* STORED DATA
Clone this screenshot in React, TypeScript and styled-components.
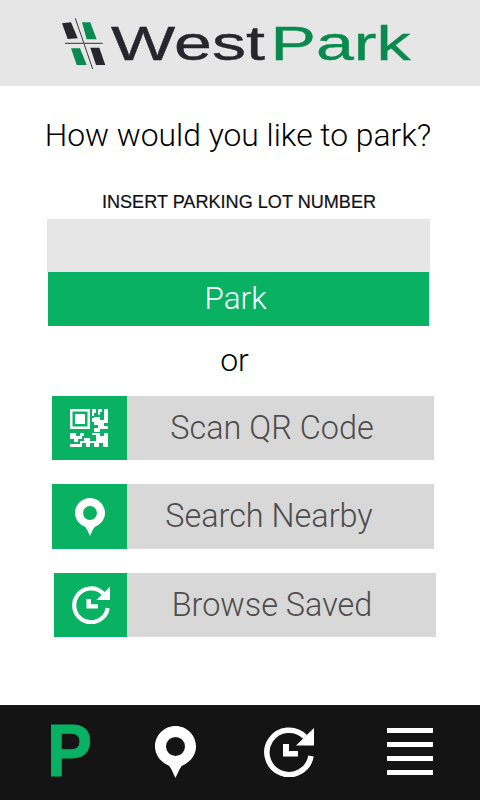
import React from "react";
import styled, { createGlobalStyle } from "styled-components";

const GREEN = "#08b262";
const LOGO_GREEN = "#0a8a4e";
const LIGHT_FONT = `Roboto, "Liberation Sans", Arial, sans-serif`;

const GlobalStyle = createGlobalStyle`
  html, body {
    margin: 0;
    padding: 0;
    background: #fff;
    font-family: "Liberation Sans", Arial, sans-serif;
  }
`;

const Page = styled.div`
  width: 480px;
  height: 800px;
  display: flex;
  flex-direction: column;
  overflow: hidden;
`;

const Header = styled.header`
  height: 86px;
  flex: none;
  background: #e6e6e6;
  display: flex;
  align-items: center;
  padding-left: 62px;
  box-sizing: border-box;
`;

const LogoWord = styled.div`
  margin-left: 5px;
  font-size: 49px;
  line-height: 50px;
  white-space: nowrap;
  color: #26262c;
  -webkit-text-stroke: 0.4px currentColor;
  transform: scaleX(1.39);
  transform-origin: left center;
`;

const LogoGreen = styled.span`
  color: ${LOGO_GREEN};
  margin-left: 4px;
`;

const Main = styled.main`
  flex: 1;
  display: flex;
  flex-direction: column;
`;

const Title = styled.h1`
  margin: 30px 0 0 -4px;
  font-family: ${LIGHT_FONT};
  font-size: 31.8px;
  line-height: 38px;
  font-weight: 300;
  color: #000;
  text-align: center;
`;

const Label = styled.div`
  margin: 38px 0 0 -2px;
  font-size: 18.1px;
  line-height: 20px;
  text-align: center;
  color: #111;
  -webkit-text-stroke: 0.2px currentColor;
`;

const LotInput = styled.input`
  display: block;
  box-sizing: border-box;
  width: 383px;
  height: 53px;
  margin: 7px 0 0 47px;
  border: 0;
  padding: 0;
  background: #e6e6e6;
`;

const ParkButton = styled.button`
  display: block;
  width: 381px;
  height: 54px;
  margin-left: 48px;
  border: 0;
  padding: 0 6px 2px 0;
  background: ${GREEN};
  color: #fff;
  font-family: ${LIGHT_FONT};
  font-weight: 300;
  font-size: 31.5px;
`;

const Or = styled.div`
  margin: 15px 0 0 -11px;
  font-family: ${LIGHT_FONT};
  font-weight: 300;
  font-size: 32px;
  line-height: 38px;
  text-align: center;
  color: #000;
`;

const Options = styled.div`
  margin-top: 17px;
  display: flex;
  flex-direction: column;
`;

const OptionRow = styled.div<{ $left: number; $top: number; $height: number }>`
  display: flex;
  height: ${p => p.$height}px;
  margin-top: ${p => p.$top}px;
  margin-left: ${p => p.$left}px;
`;

const OptionIcon = styled.div<{ $width: number }>`
  width: ${p => p.$width}px;
  flex: none;
  background: ${GREEN};
  display: flex;
  align-items: center;
  justify-content: center;
`;

const OptionText = styled.div<{ $width: number; $shift: number }>`
  width: ${p => p.$width}px;
  background: #d8d8d8;
  color: #4d4d4d;
  font-family: ${LIGHT_FONT};
  font-weight: 300;
  font-size: 32.4px;
  padding-bottom: 1px;
  display: flex;
  align-items: center;
  justify-content: center;
  padding-right: ${p => p.$shift}px;
  box-sizing: border-box;
`;

const TabBar = styled.nav`
  height: 95px;
  flex: none;
  background: #141414;
  display: grid;
  grid-template-columns: 105px 109px 123px 46px;
  align-items: center;
  box-sizing: border-box;
  padding: 0 0 0 50px;
`;

const ParkTab = styled.div`
  color: ${GREEN};
  font-size: 75px;
  line-height: 76px;
  font-weight: 700;
  margin: -5px 0 0 -3px;
  -webkit-text-stroke: 1px currentColor;
  transform: scaleX(0.9);
  transform-origin: left center;
`;

const MenuIcon = styled.div`
  height: 47px;
  margin-top: -2px;
  display: flex;
  flex-direction: column;
  justify-content: space-between;
`;

const MenuBar = styled.span`
  display: block;
  height: 5px;
  background: #fff;
`;

const TabGlyph = styled.div`
  display: flex;
  margin-top: -2px;
`;

const Pin = ({ width, height }: { width: number; height: number }) => (
  <svg width={width} height={height} viewBox="0 0 41 52" fill="none">
    <path
      fillRule="evenodd"
      fill="#fff"
      d="M20.5 0C31.8 0 41 9.2 41 20.5C41 29.5 35 36 27.5 39.5C25 41 23 47 20.5 52C18 47 16 41 13.5 39.5C6 36 0 29.5 0 20.5C0 9.2 9.2 0 20.5 0ZM20.5 11A9.5 9.5 0 1 0 20.5 30A9.5 9.5 0 1 0 20.5 11Z"
    />
  </svg>
);

const History = ({ size }: { size: number }) => (
  <svg width={size} height={size} viewBox="0 0 50 50" fill="none">
    <path d="M41 9.9A22.2 22.2 0 1 0 47 29" stroke="#fff" strokeWidth="5.5" />
    <path d="M50 1V18.5H32Z" fill="#fff" />
    <path d="M19 17H25V24H34V29.5H19Z" fill="#fff" />
  </svg>
);

// QR icon, 38 units across
const QrCode = () => (
  <svg width="38" height="38" viewBox="0 0 38 38" fill="#fff" style={{ marginRight: 2 }}>
    <path fillRule="evenodd" d="M0 0H20V20H0ZM2.5 2.5V17.5H17.5V2.5Z" />
    <rect x="5" y="5" width="10" height="10" />
    <path d="M22 0H26V4H24V7H22ZM28 0H32V3H30V6H28ZM34 0H38V8H34ZM24 8H30V11H34V8H38V14H34V17H38V20H30V23H24V19H28V16H24V13H22V9H24Z" />
    <path d="M0 24H6V27H10V24H14V27H12V30H8V33H4V30H0ZM14 29H20V32H26V26H22V24H30V27H34V24H38V38H33V34H29V38H24V34H20V38H16V34H12V38H0V35H10V32H14Z" />
  </svg>
);

const LogoMark = () => (
  <svg width="44" height="52" viewBox="0 0 44 52">
    <path d="M0 6.300L9 5.300L15.700 21.300L5.700 22Z" fill="#26262c" />
    <path d="M20 5.300H28.300L34.700 22.300H24.700Z" fill={LOGO_GREEN} />
    <path d="M9 31.300H18L24.700 48H14.700Z" fill={LOGO_GREEN} />
    <path d="M28.300 30.700H37.300L43.300 48H34Z" fill="#26262c" />
    <path d="M13.300 1.300L30.700 52" stroke="#26262c" strokeWidth="0.9" />
    <path d="M3 26.300H40.700" stroke="#555" strokeWidth="1.200" />
  </svg>
);

const App = () => (
  <Page>
    <GlobalStyle />
    <Header>
      <LogoMark />
      <LogoWord>
        West<LogoGreen>Park</LogoGreen>
      </LogoWord>
    </Header>
    <Main>
      <Title>How would you like to park?</Title>
      <Label>INSERT PARKING LOT NUMBER</Label>
      <LotInput aria-label="Parking lot number" />
      <ParkButton>Park</ParkButton>
      <Or>or</Or>
      <Options>
        <OptionRow $left={52} $top={0} $height={64}>
          <OptionIcon $width={75}><QrCode /></OptionIcon>
          <OptionText $width={307} $shift={17}>Scan QR Code</OptionText>
        </OptionRow>
        <OptionRow $left={52} $top={24} $height={65}>
          <OptionIcon $width={75}><Pin width={30} height={38} /></OptionIcon>
          <OptionText $width={307} $shift={23}>Search Nearby</OptionText>
        </OptionRow>
        <OptionRow $left={54} $top={24} $height={64}>
          <OptionIcon $width={73}><History size={38} /></OptionIcon>
          <OptionText $width={309} $shift={19}>Browse Saved</OptionText>
        </OptionRow>
      </Options>
    </Main>
    <TabBar>
      <ParkTab>P</ParkTab>
      <TabGlyph><Pin width={41} height={52} /></TabGlyph>
      <TabGlyph><History size={50} /></TabGlyph>
      <MenuIcon>
        <MenuBar />
        <MenuBar />
        <MenuBar />
        <MenuBar />
      </MenuIcon>
    </TabBar>
  </Page>
);

export default App;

* THE PROBLEM
Extract each line from the listing that holds the word "components".

* ANSWER BELOW
Clone this screenshot in React, TypeScript and styled-components.
import styled, { createGlobalStyle } from "styled-components";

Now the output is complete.